Even though most writers and critics have the Lakers falling out of the top eight in the West this season, I'm still holding on to some hope that the Lakers will sneak into the No. 7 or 8 spot by the end. While some of that confidence rests in other teams like New Orleans, Minnesota, and Portland struggling more so than expected, the majority of it stems from the expectation that this team has enough talent to get to 40 wins. Having both Pau Gasol and Steve Nash healthy will be the team's number one priority. In other words, do whatever it takes to make sure Gasol and Nash aren't out for any extended period of time. If that requires cutting minutes or even sitting out a game once in a while, it's a small price to pay to keep their legs fresh for the full season.

As Walter explained, last season was the epitome of Murphy's Law - practically everything went wrong for this team. With sheer talent, however, the team got to 45 wins. This year's team clearly does not have the same caliber of players, especially with Kobe's status still undetermined, but it also doesn't have the same chemistry and off-the-court issues we saw last year. If Coach D'Antoni can make sure to spread out the minutes to limit injuries to his older players, the optimist in me can see 38-40 wins. D'Antoni, at least in the past, has been solid at getting the most out of average to slightly below-average talent.

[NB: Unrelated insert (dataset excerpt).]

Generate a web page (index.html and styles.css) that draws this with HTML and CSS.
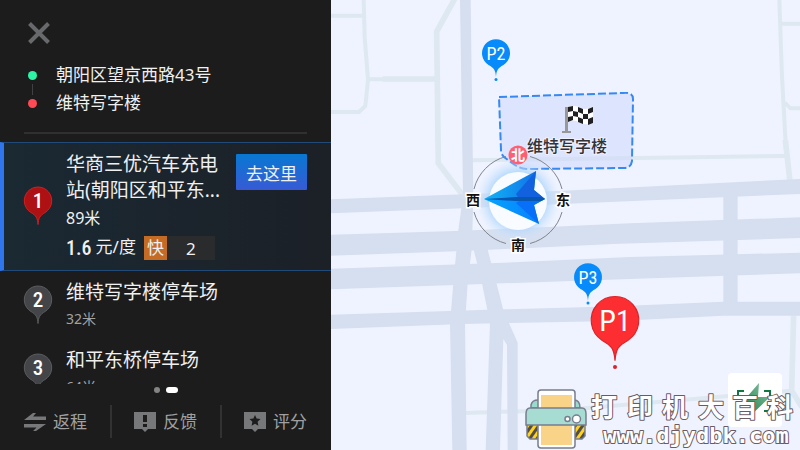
FILE: index.html
```html
<!DOCTYPE html>
<html lang="zh-CN">
<head>
<meta charset="utf-8">
<title>停车场推荐</title>
<link rel="stylesheet" href="styles.css">
</head>
<body>
<div class="app">
  <aside class="panel">
    <header class="head">
      <button class="close" type="button" aria-label="关闭">
        <svg width="22" height="22" viewBox="0 0 22 22"><path d="M1.5 1.5 20.500 20.500M20.500 1.500 1.500 20.500" stroke="#68696c" stroke-width="4"/></svg>
      </button>
      <ul class="route">
        <li class="stop start">朝阳区望京西路43号</li>
        <li class="stop end">维特写字楼</li>
      </ul>
    </header>

    <ol class="list">
      <li class="item selected">
        <svg class="pin" width="30" height="40" viewBox="0 0 30 40">
          <path d="M15 38.500C14.600 32 13 29.500 8 26.500A13.700 13.700 0 1 1 22 26.500C17 29.500 15.400 32 15 38.500Z" fill="#ad1114" stroke="#d0201f"/>
          <text class="pin-number" x="15" y="22">1</text>
        </svg>
        <div class="info">
          <h2 class="name">华商三优汽车充电<br>站(朝阳区和平东...</h2>
          <p class="distance">89米</p>
          <div class="price-row">
            <span class="price">1.6</span><span class="unit">元/度</span>
            <span class="fast">快</span><span class="count">2</span>
          </div>
        </div>
        <button class="go" type="button">去这里</button>
      </li>
      <li class="item">
        <svg class="pin" width="30" height="40" viewBox="0 0 30 40">
          <path d="M15 38.500C14.600 32 13 29.500 8 26.500A13.700 13.700 0 1 1 22 26.500C17 29.500 15.400 32 15 38.500Z" fill="#434549" stroke="#5a5c60"/>
          <text class="pin-number" x="15" y="22">2</text>
        </svg>
        <div class="info">
          <h2 class="name">维特写字楼停车场</h2>
          <p class="distance">32米</p>
        </div>
      </li>
      <li class="item">
        <svg class="pin" width="30" height="40" viewBox="0 0 30 40">
          <path d="M15 38.500C14.600 32 13 29.500 8 26.500A13.700 13.700 0 1 1 22 26.500C17 29.500 15.400 32 15 38.500Z" fill="#434549" stroke="#5a5c60"/>
          <text class="pin-number" x="15" y="22">3</text>
        </svg>
        <div class="info">
          <h2 class="name">和平东桥停车场</h2>
          <p class="distance">64米</p>
        </div>
      </li>
    </ol>

    <div class="pager"><i class="dot"></i><i class="dot current"></i></div>

    <footer class="actions">
      <button class="action" type="button">
        <svg width="22" height="20" viewBox="0 0 22 20" fill="#77787a"><path d="M0 8 9 1H12L9 4.500H22V8ZM22 12 12 19H9L12.500 15.500H0V12Z"/></svg>
        返程
      </button>
      <i class="rule"></i>
      <button class="action" type="button">
        <svg width="22" height="20" viewBox="0 0 22 20"><path d="M0 0H22V17H14L11 20 8 17H0Z" fill="#77787a"/><path d="M9 3H13V10H9ZM9 12H13V15H9Z" fill="#1c1c1c"/></svg>
        反馈
      </button>
      <i class="rule"></i>
      <button class="action" type="button">
        <svg width="22" height="20" viewBox="0 0 22 20"><path d="M0 0H22V17H14L11 20 8 17H0Z" fill="#77787a"/><path d="M11 3 12.600 6.600 16.500 7 13.600 9.700 14.400 13.700 11 11.700 7.600 13.700 8.400 9.700 5.500 7 9.400 6.600Z" fill="#1c1c1c"/></svg>
        评分
      </button>
    </footer>
  </aside>

  <main class="map">
    <svg class="canvas" viewBox="331 0 469 450" preserveAspectRatio="xMidYMid slice">
      <defs>
        <radialGradient id="glow"><stop offset=".6" stop-color="#a9d3fb"/><stop offset="1" stop-color="#cfe5ff" stop-opacity="0"/></radialGradient>
        <linearGradient id="wingTop" x1="0" x2="1"><stop offset="0" stop-color="#10b6f6"/><stop offset="1" stop-color="#1267e6"/></linearGradient>
        <linearGradient id="wingLow" x1="0" x2="1"><stop offset="0" stop-color="#06a5fb"/><stop offset="1" stop-color="#077cff"/></linearGradient>
        <linearGradient id="leaf" x1="1" y1="0" x2="0" y2="1"><stop offset="0" stop-color="#8ac5a5"/><stop offset="1" stop-color="#117642"/></linearGradient>
        <path id="marker" d="M0 24C-.5 17 -2 15 -7.500 12A14 14 0 1 1 7.500 12C2 15 .5 17 0 24Z"/>
        <pattern id="hazard" width="6" height="6" patternUnits="userSpaceOnUse" patternTransform="rotate(35)"><path d="M0 0H6V6H0Z" fill="#ffd21c"/><path d="M0 0H3V6H0Z" fill="#514c4d"/></pattern>
      </defs>

      <!-- Roads -->
      <g transform="translate(330 0) scale(.33333)">
        <g fill="none" stroke="#dee8f0" stroke-width="12" stroke-linejoin="round">
          <path d="M0 47H101M101 0 104 110 114 240 106 318 87 336H0M114 238H160M1356 71H1410M1364 308 1382 325H1410M425 481 1370 468"/>
          <path d="M1348 0 1356 230 1367 430M405 1239 700 1230 1385 1172" />
          <path d="M375 -5 320 95 325 490 402 590M158 237H320M1366 420 1380 545M1391 940 1385 1172 1415 1220" stroke-width="17"/>
        </g>
        <g fill="#d6dfef">
          <path d="M390 0H422L430 590 426 740 413 850 405 970 410 1350H367L360 970 370 850 385 690 399 590Z"/>
          <path d="M0 598 400 583 700 572 1410 537V582L750 610 400 625 0 640Z"/>
          <path d="M0 704 400 692 900 670 1410 652V714L850 732 400 753 0 767Z"/>
          <path d="M0 806 480 790 900 771 1410 758V820L900 837 400 854 0 868Z"/>
          <path d="M0 944 520 928 860 919 1180 905H1410V947H1180L860 963 400 972 0 987Z"/>
          <path d="M430 745H472L500 852 520 930 563 1028V1350H533L531 1035 520 1017 510 1350H467L480 970 456 850Z"/>
          <path d="M1180 580H1223V915H1180Z"/>
        </g>
      </g>

      <!-- Destination building -->
      <path d="M499 97 623 93Q633 92 633 99L632 161Q631 168 624 168L526 169Q520 169 512 163L504 157Q501 154 501 150Z" fill="#cbd5fb" fill-opacity=".5" stroke="#3688f3" stroke-width="2" stroke-dasharray="8 3"/>
      <g>
        <path d="M565 107H568V131H571V133H562V131H565Z" fill="#989898"/>
        <path d="M568 107Q573 105 579 107 584 111 593 107V123Q586 126 579 122 573 119 568 122Z" fill="#fff"/>
        <path d="M568 107 573 106V111L568 112ZM578 107 583 109V114L578 112ZM588 109 593 107V112L588 114ZM573 111 578 112V117L573 116ZM583 114 588 114V119L583 119ZM568 117 573 116V120L568 122ZM578 117 583 119V124L578 122ZM588 119 593 117V123L588 125Z" fill="#202023"/>
      </g>
      <text class="place" x="567" y="152">维特写字楼</text>

      <!-- Compass -->
      <circle cx="518" cy="200" r="42" fill="url(#glow)"/>
      <circle cx="518" cy="201" r="29" fill="#f8fbff"/>
      <path d="M530 156.500A45 45 0 0 1 562 189M562 212A45 45 0 0 1 530 243.500M506 243.500A45 45 0 0 1 474 212M474 189A45 45 0 0 1 506 156.500" fill="none" stroke="#7f858d" stroke-width="1"/>
      <path d="M484 199 536 171 534 190 545 199Z" fill="url(#wingTop)"/>
      <path d="M484 199H545L534 205 539 224Z" fill="url(#wingLow)"/>
      <path d="M536 171 516 194 519 199 545 199 534 190Z" fill="#1262df"/>
      <path d="M519 201 516 203 539 224 534 205 545 199Z" fill="#0870f8"/>
      <path d="M484 199 516 197H541L545 199 541 201H516Z" fill="#0756b0"/>
      <circle cx="518" cy="155" r="9.500" fill="#fd5f74"/>
      <text class="north" x="518" y="160">北</text>
      <text class="bearing" x="473" y="205">西</text>
      <text class="bearing" x="563" y="205">东</text>
      <text class="bearing" x="518" y="250">南</text>

      <!-- Parking pins -->
      <g transform="translate(496 53)"><use href="#marker" fill="#078bfa"/><circle cy="26.500" r="1.500" fill="#078bfa"/><text class="pin-label" x="0" y="7">P2</text></g>
      <g transform="translate(588 277)"><use href="#marker" fill="#078bfa"/><circle cy="26" r="1.500" fill="#078bfa"/><text class="pin-label" x="0" y="7">P3</text></g>
      <g transform="translate(615 320)"><use href="#marker" transform="scale(1.700)" fill="#fc2e32" stroke="#dc2228" stroke-width=".7"/><circle cy="47" r="2" fill="#dc2228"/><text class="pin-label large" x="0" y="11">P1</text></g>

      <!-- Charging badge -->
      <rect x="728" y="373" width="54" height="54" rx="4" fill="#fff"/>
      <path d="M738 399V391H744M764 391H770V396M738 406V411H744M764 411H770V404" fill="none" stroke="#117642" stroke-width="2"/>
      <path d="M759 383 740 405H750L749 417 770 397H758Z" fill="url(#leaf)"/>

      <!-- Printer logo -->
      <g stroke="#777e8d" stroke-width="1.500">
        <path d="M531 408V405Q532 400 538 400H574Q580 400 580 408Z" fill="#9bd8cd"/>
        <path d="M527 424H538V439H530L527 436ZM574 424H585V436L582 439H574Z" fill="url(#hazard)"/>
        <rect x="538" y="390" width="37" height="58" rx="3" fill="#fff"/>
        <path d="M541 395H572V445H541Z" fill="#f9d387" stroke="none"/>
        <path d="M530 408H582Q586 408 586 414V425H526V414Q526 408 530 408Z" fill="#a7dcd3"/>
        <circle cx="567.500" cy="419" r="2.500" fill="#fff"/><circle cx="576.500" cy="419" r="4" fill="#fff"/>
      </g>
      <text class="brand" y="417" x="604 640 675 711 745 780">打印机大百科</text>
      <text class="site" y="443" x="696">www.djydbk.com</text>
    </svg>
  </main>
</div>
</body>
</html>
```

FILE: styles.css
```css
* { box-sizing: border-box; }

body {
  margin: 0;
  background: #eff3ff;
  color: #f0f0f0;
  font-family: "Noto Sans", "Noto Sans CJK SC", sans-serif;
  font-size: 17px;
}

button {
  margin: 0;
  padding: 0;
  border: 0;
  background: none;
  color: inherit;
  font: inherit;
  cursor: pointer;
}

svg { display: block; }
h2, p, ul, ol { margin: 0; padding: 0; font-weight: 400; }
li { list-style: none; }

.app {
  display: grid;
  grid-template-columns: 331fr 469fr;
  height: 100vh;
}

.panel {
  display: flex;
  flex-direction: column;
  min-width: 0;
  min-height: 0;
  background: #1c1c1c;
}

.head {
  margin: 0 24px 8px;
  padding: 22px 4px 15px;
  border-bottom: 2px solid #303031;
}

.close { display: block; }
.route { margin-top: 17px; }

.stop {
  position: relative;
  padding-left: 28px;
  line-height: 28px;
}

.stop::before {
  content: "";
  position: absolute;
  left: 0;
  top: 10px;
  width: 9px;
  height: 9px;
  border-radius: 50%;
  background: #2cf5a5;
}

.end::before { background: #ff4a56; }

.start::after {
  content: "";
  position: absolute;
  left: 4px;
  top: 23px;
  width: 1px;
  height: 11px;
  background: #414143;
}

.list {
  flex: 1;
  min-height: 0;
  overflow: hidden;
}

.item {
  display: flex;
  align-items: flex-start;
  padding: 8px 24px 7px 23px;
}

.pin { flex: none; margin: 6px 13px 0 0; }
.info { flex: 1; min-width: 0; white-space: nowrap; }
.name { font-size: 19px; line-height: 26px; }
.distance { color: #a2a2a2; font-size: 14px; line-height: 27px; }

.pin-number {
  fill: #fff;
  font: 500 21px "Roboto Condensed", Roboto, sans-serif;
  text-anchor: middle;
}

.selected {
  padding: 8px 24px 10px 19px;
  border: solid #214a78;
  border-width: 1px 0;
  border-left: 4px solid #2f76ee;
  background: linear-gradient(90deg, #1a2933, #1c2027);
}

.selected .pin { margin-top: 35px; }
.selected .distance { color: #f0f0f0; font-size: 16px; line-height: 30px; }

.price-row {
  display: flex;
  height: 24px;
  margin-top: 3px;
  line-height: 24px;
}

.price {
  margin-right: 4px;
  font: 500 20px/24px "Roboto Condensed", Roboto, sans-serif;
}

.unit { margin-right: 8px; line-height: 22px; }
.fast { width: 23px; background: #c46b25; text-align: center; }
.count { width: 48px; background: #2a2b2d; text-align: center; line-height: 26px; }

.go {
  flex: none;
  width: 71px;
  height: 36px;
  margin-top: 3px;
  border-radius: 1px;
  background: linear-gradient(#0878d2, #375ad5);
}

.pager {
  display: flex;
  justify-content: center;
  align-items: center;
  gap: 6px;
  height: 12px;
}

.dot { width: 6px; height: 6px; border-radius: 3px; background: #848484; }
.current { width: 12px; background: #fff; }

.actions {
  display: flex;
  justify-content: space-between;
  align-items: center;
  padding: 9px 24px 12px;
  color: #a0a0a0;
}

.action {
  display: flex;
  align-items: center;
  gap: 7px;
  line-height: 33px;
}

.rule { width: 2px; height: 33px; background: #323233; }

.map { min-width: 0; min-height: 0; overflow: hidden; }
.canvas { width: 100%; height: 100%; }

.canvas text {
  font-family: "Noto Sans CJK SC", sans-serif;
  font-weight: bold;
  text-anchor: middle;
}

.canvas .place {
  fill: #333336;
  stroke: #eef2ff;
  stroke-width: 2px;
  paint-order: stroke;
  font-size: 16px;
  font-weight: 500;
}

.canvas .bearing {
  fill: #111;
  stroke: #fff;
  stroke-width: 3px;
  paint-order: stroke;
  font-size: 14px;
}

.canvas .north { fill: #fff; font-size: 14px; }

.canvas .pin-label {
  fill: #fff;
  font-family: "Roboto Condensed", Roboto, sans-serif;
  font-size: 18px;
  font-weight: 400;
}

.canvas .large { font-size: 30px; }

.canvas .brand,
.canvas .site {
  fill: #fff;
  stroke: #6b5a60;
  stroke-width: 2px;
  stroke-linejoin: round;
  paint-order: stroke;
}

.canvas .brand { font-size: 26px; }
.canvas .site { font-family: "DejaVu Sans Mono", monospace; font-size: 22px; }
```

The remaining 3-7 wins the team would need to make the playoffs will be dependent on how effective Bryant is upon his return.

Just yesterday, I saw that AccuScore projected a 36-46 record for the Lakers, with a 33.6 percent chance of making the playoffs. Just for context, they currently have the Lakers as the No. 9 seed, barely above Minnesota, New Orleans, and Portland. With the doubts surrounding the team heading into the season, it seems like a fair projection for the number of wins. As of now, I'd take the OVER on that projection. Actually getting into the playoffs, on the other hand, will require its fair share of good fortune.